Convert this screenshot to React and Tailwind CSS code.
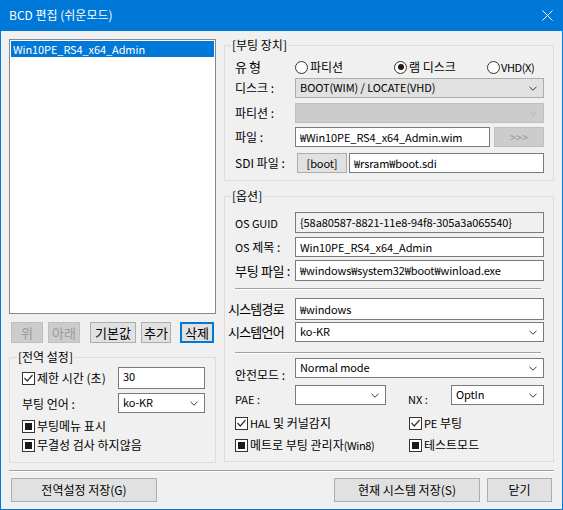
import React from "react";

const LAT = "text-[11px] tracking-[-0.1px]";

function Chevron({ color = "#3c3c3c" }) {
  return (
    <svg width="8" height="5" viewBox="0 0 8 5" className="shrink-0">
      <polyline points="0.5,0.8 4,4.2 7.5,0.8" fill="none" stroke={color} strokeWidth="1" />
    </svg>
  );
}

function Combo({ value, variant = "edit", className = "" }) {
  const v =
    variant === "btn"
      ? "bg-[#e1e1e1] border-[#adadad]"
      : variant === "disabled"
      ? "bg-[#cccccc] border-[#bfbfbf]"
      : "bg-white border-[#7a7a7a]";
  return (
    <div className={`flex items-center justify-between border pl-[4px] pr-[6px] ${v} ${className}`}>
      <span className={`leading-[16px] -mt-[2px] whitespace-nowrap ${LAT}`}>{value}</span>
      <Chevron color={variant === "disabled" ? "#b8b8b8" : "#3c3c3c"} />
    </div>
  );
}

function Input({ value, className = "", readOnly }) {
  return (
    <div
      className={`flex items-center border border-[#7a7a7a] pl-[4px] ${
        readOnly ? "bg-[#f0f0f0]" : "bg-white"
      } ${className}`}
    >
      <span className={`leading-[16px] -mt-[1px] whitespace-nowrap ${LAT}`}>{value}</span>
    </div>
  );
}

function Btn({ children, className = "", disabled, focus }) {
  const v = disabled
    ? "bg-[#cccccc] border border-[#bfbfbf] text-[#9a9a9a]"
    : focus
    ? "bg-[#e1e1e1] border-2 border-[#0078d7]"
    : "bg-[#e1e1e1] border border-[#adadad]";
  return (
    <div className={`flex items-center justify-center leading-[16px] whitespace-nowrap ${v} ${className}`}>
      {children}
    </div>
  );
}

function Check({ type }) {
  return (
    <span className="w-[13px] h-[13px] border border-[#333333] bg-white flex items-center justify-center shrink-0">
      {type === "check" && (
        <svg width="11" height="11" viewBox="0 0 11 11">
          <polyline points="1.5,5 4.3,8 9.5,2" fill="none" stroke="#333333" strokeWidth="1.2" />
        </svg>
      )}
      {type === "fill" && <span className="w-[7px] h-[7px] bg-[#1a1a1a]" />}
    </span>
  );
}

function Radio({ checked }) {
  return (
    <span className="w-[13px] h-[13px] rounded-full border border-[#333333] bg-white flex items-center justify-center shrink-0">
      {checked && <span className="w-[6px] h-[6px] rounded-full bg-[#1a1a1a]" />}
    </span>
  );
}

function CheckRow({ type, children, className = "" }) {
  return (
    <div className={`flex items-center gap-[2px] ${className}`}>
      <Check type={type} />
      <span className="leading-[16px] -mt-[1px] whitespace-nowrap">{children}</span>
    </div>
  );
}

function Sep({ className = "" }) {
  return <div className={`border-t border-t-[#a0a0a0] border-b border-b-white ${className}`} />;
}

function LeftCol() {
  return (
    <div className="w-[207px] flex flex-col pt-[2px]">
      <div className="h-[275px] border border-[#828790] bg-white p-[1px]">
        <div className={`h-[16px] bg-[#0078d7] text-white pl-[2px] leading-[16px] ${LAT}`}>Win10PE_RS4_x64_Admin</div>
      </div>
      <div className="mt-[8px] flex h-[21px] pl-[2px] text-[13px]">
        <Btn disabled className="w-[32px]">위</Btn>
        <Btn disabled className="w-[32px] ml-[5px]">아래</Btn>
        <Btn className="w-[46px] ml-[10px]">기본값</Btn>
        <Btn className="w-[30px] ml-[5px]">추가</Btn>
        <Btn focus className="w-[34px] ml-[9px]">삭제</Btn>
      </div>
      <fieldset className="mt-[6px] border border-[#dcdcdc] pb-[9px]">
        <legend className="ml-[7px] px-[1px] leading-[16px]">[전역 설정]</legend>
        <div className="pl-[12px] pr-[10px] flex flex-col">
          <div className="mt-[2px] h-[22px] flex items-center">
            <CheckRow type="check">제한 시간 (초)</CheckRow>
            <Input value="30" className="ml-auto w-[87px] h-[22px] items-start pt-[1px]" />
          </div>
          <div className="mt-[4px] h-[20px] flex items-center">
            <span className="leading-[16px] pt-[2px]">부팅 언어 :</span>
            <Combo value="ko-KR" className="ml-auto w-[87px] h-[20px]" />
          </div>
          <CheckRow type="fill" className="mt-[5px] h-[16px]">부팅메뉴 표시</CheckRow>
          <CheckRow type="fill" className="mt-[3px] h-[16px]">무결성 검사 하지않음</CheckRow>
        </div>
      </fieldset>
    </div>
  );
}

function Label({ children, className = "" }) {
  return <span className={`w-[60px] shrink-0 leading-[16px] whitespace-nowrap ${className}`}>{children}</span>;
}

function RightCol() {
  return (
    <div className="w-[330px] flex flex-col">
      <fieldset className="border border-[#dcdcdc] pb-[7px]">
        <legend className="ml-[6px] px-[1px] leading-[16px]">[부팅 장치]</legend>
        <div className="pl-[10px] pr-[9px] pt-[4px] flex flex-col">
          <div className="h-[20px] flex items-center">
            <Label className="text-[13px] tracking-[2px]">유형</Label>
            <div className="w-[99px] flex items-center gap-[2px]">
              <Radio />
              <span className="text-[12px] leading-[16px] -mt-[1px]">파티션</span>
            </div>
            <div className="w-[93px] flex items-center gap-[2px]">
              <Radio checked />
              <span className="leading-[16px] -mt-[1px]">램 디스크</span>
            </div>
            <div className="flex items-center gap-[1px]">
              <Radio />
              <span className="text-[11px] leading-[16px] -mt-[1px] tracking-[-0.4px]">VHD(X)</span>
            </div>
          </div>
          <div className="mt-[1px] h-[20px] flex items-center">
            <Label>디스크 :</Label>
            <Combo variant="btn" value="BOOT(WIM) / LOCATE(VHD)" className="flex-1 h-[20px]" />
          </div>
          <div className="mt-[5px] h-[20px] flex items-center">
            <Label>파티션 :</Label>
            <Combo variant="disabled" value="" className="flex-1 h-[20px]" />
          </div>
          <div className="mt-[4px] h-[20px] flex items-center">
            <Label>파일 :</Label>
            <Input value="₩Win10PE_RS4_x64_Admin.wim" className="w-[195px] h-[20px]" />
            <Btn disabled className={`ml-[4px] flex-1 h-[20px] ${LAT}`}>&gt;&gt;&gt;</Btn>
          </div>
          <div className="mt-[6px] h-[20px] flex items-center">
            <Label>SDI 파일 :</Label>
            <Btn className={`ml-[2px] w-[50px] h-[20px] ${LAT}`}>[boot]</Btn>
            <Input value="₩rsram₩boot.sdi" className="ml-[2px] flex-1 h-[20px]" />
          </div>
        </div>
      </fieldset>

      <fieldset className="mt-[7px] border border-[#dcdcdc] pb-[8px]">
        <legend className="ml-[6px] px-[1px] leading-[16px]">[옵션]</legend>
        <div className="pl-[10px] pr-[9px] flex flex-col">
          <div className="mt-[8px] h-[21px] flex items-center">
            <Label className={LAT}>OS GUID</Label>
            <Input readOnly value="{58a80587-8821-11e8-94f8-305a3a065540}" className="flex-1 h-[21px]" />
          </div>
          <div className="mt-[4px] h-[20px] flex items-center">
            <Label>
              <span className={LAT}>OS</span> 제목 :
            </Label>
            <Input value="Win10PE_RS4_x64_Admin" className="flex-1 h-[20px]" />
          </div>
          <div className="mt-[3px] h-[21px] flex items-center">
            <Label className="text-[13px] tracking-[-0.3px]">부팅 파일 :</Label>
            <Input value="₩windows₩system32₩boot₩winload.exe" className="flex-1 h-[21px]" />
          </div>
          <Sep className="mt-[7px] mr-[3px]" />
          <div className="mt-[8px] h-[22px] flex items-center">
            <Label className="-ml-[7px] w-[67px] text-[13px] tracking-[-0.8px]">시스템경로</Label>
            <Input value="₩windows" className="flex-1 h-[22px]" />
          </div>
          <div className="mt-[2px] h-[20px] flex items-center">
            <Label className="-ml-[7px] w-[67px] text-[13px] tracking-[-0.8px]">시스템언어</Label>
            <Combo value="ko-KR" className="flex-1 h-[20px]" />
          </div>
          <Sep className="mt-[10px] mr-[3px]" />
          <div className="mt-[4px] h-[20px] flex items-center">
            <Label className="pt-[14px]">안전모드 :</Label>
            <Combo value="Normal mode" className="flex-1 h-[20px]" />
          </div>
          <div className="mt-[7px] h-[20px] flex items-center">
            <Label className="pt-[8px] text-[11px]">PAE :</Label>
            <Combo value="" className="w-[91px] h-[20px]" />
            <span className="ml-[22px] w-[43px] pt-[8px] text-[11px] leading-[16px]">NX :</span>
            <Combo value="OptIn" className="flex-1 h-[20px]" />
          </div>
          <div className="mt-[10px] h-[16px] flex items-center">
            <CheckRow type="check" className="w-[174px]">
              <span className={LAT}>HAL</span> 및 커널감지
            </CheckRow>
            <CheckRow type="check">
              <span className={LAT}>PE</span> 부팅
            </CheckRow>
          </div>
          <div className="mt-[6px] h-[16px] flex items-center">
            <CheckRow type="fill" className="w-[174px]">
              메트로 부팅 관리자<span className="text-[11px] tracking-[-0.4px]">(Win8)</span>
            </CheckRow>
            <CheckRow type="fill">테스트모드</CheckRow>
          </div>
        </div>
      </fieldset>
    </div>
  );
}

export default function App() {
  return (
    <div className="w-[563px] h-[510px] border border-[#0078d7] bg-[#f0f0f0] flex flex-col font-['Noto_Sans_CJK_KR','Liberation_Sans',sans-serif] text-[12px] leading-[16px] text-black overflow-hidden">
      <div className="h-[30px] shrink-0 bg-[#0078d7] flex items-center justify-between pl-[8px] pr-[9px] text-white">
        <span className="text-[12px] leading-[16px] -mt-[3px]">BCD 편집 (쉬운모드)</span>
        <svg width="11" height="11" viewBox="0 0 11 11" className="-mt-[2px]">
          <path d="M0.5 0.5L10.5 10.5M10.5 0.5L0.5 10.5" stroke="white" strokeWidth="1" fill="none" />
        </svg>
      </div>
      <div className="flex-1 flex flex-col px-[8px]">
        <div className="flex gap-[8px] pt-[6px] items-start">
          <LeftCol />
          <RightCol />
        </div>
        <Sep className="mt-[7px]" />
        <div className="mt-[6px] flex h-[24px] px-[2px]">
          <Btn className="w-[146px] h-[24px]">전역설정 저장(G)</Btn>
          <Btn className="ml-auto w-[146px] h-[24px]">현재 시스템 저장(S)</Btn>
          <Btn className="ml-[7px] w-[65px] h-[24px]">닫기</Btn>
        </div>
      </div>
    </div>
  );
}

• [Given instruction] Review the preceding data and report every line that includes the string "React".

• [Result of this task]
Convert this screenshot to React and Tailwind CSS code.
import React from "react";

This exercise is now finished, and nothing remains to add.